This month, the European Parliament (EP) is expected to vote on a legislative proposal that, if passed into law, will make environmental and social reporting mandatory for many large companies on the continent. The terms of the proposal were agreed upon in the EP and European Council in late February making it almost certain to be successfully enshrined in European law sometime in the coming weeks.
The new law will affect approximately 6,000 large companies (large defined as a company with over 500 employees). Most of those subject to the new legislation will be publicly held companies, however, a number of banks and insurance companies will also be covered.
Affected companies will be legally required to produce annual reports disclosing environmental and social information. This will include disclosing information regarding the impacts of their operations as well as any changes they are making to mitigate negative externalities. They will also be required to report environmental and social information concerning their supply chains.

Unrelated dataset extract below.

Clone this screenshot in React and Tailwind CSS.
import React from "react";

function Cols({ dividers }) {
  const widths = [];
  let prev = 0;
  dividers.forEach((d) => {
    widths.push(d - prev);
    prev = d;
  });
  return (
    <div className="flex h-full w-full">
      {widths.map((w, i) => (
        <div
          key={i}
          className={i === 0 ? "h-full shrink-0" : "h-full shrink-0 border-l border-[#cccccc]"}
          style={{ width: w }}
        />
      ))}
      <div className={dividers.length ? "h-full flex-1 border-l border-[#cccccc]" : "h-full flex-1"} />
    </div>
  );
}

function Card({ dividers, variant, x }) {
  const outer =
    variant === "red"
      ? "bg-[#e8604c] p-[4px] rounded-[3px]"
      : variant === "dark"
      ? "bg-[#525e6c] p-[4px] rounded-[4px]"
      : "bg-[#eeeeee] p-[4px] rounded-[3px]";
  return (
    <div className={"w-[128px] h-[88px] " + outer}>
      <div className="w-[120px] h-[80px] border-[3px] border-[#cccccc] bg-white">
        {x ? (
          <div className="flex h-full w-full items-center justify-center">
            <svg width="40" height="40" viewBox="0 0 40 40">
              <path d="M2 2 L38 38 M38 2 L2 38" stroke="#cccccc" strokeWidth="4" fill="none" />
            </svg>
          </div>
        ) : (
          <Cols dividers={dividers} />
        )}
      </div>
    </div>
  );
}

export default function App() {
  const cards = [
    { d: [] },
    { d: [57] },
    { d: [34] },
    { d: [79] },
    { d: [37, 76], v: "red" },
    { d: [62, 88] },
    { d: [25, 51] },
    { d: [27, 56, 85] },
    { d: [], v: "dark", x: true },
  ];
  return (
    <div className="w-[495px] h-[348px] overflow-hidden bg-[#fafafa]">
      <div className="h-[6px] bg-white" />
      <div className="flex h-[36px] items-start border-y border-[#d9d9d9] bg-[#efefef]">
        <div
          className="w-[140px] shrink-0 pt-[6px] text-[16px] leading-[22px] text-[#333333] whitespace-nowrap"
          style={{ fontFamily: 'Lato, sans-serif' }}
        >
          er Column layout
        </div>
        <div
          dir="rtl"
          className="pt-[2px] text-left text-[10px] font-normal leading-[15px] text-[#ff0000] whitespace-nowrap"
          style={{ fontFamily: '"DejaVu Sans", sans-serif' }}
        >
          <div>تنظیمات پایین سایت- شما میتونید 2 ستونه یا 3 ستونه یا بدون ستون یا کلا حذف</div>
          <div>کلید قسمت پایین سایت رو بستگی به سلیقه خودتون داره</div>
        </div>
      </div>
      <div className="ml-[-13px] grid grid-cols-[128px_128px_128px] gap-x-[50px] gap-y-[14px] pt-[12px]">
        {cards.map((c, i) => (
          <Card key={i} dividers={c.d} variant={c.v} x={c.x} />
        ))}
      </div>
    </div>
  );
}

If passed, this proposal will markedly increase the number of companies reporting environmental and social information in the EU. However, for many players on the European political stage, it does not go far enough. The original version of the proposal would have seen the new requirements apply to a much larger number of companies, but opposition from the UK, Germany, and others led to it being substantially watered down. Only about one in seven large companies will be required to report under the new legislation. Furthermore, companies will be able to choose the indicators and standards they use for reporting, making comparing the performance of different organization extremely difficult.
While this law does affect a substantial number of companies in its current form, the European private sector will continue to watch cautiously for further laws and amendments that could expand the reach of current reporting legislation.